= Instructions for the task =
The material below contains a line with "The picture is" and a line with "type Pill = [string, number, number, number];". Copy exactly those two lines and all lines between them.

[START OF Supplied data]

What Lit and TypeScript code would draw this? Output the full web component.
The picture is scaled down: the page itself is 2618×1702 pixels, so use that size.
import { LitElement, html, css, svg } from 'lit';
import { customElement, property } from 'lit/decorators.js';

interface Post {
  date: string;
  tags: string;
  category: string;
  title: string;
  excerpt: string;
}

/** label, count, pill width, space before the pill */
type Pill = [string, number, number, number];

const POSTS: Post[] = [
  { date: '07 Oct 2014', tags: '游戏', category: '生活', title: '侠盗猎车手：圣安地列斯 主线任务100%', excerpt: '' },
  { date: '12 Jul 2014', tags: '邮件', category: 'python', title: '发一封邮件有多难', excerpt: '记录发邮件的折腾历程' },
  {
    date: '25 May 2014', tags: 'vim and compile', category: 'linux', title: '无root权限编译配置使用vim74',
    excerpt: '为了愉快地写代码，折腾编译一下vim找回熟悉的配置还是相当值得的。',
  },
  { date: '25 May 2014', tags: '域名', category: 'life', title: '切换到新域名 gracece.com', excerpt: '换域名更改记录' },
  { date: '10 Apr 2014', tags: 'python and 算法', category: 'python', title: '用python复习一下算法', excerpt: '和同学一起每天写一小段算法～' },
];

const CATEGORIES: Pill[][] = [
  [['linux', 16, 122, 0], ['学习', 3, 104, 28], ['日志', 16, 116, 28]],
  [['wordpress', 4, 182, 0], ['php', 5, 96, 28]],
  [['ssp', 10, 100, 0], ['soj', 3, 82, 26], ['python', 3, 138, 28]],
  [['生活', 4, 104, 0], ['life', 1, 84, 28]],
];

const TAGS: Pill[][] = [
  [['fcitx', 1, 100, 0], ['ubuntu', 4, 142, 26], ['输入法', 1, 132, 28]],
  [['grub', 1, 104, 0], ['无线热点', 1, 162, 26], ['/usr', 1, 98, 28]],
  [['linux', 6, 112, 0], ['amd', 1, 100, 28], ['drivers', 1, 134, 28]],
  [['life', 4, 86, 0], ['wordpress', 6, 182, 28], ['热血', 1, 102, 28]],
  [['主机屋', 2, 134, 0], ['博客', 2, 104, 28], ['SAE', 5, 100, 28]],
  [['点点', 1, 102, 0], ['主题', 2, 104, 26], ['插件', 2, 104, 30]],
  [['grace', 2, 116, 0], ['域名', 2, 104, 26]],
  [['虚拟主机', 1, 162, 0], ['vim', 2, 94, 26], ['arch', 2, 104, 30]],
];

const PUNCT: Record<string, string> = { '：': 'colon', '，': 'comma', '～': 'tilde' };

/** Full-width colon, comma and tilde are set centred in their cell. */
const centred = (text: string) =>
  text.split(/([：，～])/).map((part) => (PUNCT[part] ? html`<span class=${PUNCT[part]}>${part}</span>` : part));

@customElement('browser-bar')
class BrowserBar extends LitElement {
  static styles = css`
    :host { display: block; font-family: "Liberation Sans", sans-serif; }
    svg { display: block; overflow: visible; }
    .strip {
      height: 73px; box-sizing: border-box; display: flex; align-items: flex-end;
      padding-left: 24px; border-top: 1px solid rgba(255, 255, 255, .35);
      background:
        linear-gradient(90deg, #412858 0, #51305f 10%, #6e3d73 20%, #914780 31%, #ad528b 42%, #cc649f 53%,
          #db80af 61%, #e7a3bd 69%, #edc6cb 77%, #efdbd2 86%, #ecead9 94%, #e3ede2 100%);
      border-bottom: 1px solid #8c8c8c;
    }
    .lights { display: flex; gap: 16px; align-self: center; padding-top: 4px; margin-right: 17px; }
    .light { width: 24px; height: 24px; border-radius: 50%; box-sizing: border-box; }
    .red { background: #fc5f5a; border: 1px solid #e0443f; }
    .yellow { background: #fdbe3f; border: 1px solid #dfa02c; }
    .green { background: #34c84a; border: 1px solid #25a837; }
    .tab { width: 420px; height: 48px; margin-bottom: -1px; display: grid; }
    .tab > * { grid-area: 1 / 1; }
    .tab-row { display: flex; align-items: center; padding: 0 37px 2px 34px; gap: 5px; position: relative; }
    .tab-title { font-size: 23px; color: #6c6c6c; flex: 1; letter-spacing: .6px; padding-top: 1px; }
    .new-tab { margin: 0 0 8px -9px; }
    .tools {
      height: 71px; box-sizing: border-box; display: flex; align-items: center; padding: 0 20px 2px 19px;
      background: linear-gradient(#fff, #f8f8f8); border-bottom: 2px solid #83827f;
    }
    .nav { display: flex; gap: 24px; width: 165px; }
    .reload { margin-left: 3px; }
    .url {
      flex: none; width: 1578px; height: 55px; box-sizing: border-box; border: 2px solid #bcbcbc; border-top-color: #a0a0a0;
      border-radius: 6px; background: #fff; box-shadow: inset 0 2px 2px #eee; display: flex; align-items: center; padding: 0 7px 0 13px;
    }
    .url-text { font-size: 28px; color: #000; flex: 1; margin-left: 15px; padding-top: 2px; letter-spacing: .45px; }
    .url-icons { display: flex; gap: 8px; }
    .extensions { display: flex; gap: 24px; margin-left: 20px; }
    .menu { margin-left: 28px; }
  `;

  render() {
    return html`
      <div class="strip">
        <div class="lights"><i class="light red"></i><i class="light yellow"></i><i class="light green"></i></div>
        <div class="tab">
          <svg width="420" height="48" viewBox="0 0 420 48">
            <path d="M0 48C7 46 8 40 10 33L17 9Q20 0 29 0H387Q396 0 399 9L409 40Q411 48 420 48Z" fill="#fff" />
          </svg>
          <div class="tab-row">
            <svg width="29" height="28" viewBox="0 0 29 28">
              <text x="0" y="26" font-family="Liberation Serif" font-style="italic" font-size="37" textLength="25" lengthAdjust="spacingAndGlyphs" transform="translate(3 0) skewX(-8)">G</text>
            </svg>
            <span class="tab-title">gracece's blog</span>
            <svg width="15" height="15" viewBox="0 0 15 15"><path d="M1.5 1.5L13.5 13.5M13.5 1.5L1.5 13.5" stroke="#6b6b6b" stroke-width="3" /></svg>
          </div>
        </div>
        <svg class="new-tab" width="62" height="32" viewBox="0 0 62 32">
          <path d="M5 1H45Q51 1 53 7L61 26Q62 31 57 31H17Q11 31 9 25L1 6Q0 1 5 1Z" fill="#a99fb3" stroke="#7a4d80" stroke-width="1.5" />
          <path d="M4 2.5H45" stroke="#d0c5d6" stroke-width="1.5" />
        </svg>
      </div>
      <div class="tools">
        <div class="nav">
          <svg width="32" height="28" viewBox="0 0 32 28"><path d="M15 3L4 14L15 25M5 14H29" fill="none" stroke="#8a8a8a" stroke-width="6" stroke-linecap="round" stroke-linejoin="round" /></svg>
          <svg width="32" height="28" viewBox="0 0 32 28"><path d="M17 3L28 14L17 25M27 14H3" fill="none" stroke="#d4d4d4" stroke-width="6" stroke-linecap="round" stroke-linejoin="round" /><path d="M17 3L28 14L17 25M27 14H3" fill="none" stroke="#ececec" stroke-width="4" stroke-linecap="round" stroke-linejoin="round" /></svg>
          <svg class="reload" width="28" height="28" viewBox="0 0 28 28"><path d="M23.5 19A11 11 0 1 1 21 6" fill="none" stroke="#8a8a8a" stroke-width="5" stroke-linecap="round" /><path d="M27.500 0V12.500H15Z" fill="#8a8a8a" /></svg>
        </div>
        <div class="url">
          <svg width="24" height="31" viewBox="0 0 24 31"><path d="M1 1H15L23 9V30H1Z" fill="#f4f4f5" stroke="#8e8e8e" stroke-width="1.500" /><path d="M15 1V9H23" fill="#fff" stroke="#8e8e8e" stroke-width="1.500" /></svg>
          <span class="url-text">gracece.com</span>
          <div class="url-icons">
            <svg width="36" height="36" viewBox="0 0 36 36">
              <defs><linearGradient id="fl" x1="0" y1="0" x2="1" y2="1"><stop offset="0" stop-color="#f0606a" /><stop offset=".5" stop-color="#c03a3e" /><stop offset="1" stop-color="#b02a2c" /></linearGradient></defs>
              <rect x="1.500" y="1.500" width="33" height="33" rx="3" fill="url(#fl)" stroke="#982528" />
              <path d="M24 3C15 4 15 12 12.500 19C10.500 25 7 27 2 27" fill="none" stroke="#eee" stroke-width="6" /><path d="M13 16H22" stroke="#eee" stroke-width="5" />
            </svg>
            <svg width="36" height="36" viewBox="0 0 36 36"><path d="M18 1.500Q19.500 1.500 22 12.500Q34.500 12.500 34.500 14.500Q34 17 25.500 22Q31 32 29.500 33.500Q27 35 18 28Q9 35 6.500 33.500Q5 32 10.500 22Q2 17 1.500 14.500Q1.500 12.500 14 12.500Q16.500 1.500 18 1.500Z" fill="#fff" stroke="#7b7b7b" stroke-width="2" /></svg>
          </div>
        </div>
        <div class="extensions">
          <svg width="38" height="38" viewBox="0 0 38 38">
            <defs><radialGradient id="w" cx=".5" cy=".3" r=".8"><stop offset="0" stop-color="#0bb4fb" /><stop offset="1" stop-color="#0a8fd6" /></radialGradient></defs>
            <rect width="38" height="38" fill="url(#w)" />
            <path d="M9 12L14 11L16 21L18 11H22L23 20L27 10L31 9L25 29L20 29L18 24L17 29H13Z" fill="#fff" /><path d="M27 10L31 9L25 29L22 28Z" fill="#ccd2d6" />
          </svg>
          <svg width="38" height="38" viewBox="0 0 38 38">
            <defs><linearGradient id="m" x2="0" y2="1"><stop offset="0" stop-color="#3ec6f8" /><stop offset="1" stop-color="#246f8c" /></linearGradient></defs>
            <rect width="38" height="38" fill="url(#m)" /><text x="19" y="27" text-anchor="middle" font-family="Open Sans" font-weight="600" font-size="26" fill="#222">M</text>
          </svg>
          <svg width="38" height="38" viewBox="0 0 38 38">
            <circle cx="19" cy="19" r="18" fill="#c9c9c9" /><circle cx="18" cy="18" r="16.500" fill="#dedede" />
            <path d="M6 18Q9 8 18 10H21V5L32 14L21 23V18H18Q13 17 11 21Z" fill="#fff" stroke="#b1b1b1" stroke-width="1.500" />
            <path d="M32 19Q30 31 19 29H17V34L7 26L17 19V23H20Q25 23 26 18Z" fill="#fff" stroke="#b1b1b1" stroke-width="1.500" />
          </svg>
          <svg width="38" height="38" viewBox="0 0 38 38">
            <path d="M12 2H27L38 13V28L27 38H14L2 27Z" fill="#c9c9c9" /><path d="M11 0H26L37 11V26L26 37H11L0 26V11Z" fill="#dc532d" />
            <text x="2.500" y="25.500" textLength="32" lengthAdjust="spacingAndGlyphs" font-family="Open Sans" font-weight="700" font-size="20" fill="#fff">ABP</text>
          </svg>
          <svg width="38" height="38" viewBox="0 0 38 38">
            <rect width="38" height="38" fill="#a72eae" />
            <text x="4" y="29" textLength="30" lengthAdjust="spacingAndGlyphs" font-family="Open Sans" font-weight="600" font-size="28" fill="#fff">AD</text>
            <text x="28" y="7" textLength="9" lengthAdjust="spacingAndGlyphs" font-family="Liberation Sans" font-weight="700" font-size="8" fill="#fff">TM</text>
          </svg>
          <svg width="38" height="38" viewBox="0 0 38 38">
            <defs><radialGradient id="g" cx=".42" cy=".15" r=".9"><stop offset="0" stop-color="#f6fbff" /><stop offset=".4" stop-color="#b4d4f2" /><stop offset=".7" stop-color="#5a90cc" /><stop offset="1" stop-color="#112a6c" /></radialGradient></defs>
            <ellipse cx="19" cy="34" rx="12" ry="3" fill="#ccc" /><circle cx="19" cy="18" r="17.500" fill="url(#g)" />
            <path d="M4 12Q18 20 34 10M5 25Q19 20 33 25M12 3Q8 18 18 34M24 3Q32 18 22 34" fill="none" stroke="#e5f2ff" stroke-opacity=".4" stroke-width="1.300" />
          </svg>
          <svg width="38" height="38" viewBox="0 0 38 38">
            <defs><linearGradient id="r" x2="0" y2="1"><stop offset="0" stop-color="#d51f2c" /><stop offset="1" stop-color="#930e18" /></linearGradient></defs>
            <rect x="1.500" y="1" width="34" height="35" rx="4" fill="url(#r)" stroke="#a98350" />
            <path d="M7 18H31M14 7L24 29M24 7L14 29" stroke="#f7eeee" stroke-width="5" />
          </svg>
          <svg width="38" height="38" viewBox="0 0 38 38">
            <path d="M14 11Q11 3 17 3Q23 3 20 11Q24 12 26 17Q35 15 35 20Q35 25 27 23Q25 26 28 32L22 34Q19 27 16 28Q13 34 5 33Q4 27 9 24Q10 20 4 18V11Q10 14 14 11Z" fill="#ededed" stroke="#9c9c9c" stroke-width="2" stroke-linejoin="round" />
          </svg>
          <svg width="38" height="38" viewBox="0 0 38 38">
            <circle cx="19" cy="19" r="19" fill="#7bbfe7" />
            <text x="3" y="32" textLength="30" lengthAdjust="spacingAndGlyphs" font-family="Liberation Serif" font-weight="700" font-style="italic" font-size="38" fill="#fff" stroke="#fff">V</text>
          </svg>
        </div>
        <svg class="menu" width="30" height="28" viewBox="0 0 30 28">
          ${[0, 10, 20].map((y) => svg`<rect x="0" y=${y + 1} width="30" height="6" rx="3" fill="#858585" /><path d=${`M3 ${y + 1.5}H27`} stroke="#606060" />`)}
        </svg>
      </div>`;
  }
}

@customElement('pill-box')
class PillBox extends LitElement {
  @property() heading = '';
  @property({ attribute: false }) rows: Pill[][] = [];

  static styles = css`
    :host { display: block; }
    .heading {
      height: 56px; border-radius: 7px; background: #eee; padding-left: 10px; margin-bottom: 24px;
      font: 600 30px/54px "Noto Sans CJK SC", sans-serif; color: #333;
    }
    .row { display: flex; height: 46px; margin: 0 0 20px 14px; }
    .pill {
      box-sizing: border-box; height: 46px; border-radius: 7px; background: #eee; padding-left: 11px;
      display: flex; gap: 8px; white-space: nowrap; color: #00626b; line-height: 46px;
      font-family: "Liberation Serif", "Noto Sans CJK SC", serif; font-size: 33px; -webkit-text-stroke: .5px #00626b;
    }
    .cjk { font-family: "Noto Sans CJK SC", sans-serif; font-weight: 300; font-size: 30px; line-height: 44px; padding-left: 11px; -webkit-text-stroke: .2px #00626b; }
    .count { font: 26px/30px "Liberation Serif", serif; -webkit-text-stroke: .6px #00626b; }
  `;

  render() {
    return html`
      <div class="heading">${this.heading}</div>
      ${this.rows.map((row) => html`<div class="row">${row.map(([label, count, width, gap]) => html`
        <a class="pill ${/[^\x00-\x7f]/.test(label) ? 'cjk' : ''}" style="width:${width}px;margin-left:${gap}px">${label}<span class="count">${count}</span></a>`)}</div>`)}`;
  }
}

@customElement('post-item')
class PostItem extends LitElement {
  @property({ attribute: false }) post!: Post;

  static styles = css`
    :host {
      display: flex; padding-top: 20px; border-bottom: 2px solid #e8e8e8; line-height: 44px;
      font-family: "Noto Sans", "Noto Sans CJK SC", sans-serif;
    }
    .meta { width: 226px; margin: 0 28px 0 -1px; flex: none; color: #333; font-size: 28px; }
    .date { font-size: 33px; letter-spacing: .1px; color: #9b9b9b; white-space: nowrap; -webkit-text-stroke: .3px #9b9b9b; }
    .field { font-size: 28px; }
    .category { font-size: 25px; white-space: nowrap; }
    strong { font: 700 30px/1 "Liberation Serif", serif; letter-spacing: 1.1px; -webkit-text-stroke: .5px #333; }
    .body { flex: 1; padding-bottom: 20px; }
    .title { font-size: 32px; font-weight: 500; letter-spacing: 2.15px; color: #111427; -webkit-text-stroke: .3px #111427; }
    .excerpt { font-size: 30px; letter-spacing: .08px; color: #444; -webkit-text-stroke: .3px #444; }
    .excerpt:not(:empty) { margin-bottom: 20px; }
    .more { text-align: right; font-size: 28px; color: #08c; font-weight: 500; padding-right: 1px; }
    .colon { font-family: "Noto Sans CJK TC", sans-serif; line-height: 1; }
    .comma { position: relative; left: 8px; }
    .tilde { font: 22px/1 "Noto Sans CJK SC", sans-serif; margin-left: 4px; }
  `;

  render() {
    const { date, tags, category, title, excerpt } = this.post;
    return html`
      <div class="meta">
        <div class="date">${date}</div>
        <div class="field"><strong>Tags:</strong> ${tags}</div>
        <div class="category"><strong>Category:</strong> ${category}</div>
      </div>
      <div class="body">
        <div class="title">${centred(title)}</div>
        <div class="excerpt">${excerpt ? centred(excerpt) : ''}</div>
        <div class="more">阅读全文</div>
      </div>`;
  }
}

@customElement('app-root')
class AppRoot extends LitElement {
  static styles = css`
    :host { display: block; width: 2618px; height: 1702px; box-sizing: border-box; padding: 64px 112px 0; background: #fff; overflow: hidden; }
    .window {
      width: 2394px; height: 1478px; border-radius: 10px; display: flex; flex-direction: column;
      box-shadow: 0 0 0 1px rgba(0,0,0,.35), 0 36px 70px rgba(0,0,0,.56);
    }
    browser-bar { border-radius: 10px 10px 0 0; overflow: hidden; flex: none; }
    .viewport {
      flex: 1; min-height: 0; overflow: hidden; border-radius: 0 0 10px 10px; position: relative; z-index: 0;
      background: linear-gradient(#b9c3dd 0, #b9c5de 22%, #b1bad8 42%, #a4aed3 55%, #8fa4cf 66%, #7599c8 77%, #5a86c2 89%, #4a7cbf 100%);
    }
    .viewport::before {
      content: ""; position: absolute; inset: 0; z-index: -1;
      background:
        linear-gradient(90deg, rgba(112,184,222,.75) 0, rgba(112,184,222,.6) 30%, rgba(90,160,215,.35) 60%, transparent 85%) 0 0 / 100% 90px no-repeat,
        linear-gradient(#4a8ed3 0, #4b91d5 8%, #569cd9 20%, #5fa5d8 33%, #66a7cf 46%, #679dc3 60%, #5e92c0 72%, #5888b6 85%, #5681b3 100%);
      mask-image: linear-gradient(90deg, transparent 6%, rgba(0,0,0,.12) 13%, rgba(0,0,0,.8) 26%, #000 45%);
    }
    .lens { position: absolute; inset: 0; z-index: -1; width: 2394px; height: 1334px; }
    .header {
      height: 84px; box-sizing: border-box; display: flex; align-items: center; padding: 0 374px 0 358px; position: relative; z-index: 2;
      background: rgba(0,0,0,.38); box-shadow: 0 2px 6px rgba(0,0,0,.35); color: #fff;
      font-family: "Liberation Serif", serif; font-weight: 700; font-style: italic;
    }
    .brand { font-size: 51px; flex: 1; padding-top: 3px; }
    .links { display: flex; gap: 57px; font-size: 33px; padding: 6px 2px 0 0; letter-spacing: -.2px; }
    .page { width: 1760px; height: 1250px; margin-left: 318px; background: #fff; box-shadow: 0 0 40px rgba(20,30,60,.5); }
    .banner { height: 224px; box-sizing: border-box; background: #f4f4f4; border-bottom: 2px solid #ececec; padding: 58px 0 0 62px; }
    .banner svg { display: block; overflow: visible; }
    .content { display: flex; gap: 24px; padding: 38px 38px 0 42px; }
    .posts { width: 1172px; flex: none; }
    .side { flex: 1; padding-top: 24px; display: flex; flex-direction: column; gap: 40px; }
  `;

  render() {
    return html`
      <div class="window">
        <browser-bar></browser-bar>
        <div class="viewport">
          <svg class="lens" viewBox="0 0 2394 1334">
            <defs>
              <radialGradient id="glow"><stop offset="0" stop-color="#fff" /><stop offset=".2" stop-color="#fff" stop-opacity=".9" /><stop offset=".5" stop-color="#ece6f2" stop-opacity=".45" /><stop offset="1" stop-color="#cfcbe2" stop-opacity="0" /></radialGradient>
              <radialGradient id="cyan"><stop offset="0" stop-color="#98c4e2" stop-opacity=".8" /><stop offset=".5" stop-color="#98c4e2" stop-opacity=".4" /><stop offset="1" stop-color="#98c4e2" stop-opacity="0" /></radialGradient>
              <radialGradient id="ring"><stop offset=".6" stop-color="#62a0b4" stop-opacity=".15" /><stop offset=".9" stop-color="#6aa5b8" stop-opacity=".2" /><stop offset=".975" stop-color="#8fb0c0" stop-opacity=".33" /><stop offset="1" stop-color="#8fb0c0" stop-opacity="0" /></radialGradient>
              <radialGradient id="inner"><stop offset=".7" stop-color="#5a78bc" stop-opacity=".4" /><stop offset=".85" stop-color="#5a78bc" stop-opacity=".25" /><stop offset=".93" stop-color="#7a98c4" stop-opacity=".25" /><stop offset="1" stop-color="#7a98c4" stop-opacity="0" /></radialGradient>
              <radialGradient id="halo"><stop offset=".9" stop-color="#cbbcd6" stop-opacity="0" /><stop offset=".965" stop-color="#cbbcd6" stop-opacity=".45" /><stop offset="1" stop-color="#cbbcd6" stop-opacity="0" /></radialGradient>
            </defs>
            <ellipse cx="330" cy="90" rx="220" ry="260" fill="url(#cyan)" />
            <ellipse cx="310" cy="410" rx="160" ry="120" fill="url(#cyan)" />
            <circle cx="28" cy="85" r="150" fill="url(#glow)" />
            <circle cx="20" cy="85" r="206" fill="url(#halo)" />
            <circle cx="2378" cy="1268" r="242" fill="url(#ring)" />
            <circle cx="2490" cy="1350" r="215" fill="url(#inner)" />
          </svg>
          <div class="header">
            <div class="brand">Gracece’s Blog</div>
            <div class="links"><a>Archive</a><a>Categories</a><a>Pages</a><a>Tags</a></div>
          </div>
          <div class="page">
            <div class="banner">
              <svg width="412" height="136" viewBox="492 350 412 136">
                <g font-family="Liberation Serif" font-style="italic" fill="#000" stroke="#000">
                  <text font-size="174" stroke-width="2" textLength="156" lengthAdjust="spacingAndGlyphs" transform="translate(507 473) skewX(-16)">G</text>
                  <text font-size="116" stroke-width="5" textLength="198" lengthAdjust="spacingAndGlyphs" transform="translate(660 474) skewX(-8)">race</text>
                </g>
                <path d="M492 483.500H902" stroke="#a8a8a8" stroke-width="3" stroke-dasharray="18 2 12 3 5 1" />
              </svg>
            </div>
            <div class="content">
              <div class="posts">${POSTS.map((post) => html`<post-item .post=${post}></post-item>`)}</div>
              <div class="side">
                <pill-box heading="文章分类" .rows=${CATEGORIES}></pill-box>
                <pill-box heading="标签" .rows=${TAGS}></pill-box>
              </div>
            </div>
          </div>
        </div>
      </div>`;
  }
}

[END OF Supplied data]

= Finished exercise =
The picture is scaled down: the page itself is 2618×1702 pixels, so use that size.
import { LitElement, html, css, svg } from 'lit';
import { customElement, property } from 'lit/decorators.js';

interface Post {
  date: string;
  tags: string;
  category: string;
  title: string;
  excerpt: string;
}

/** label, count, pill width, space before the pill */
type Pill = [string, number, number, number];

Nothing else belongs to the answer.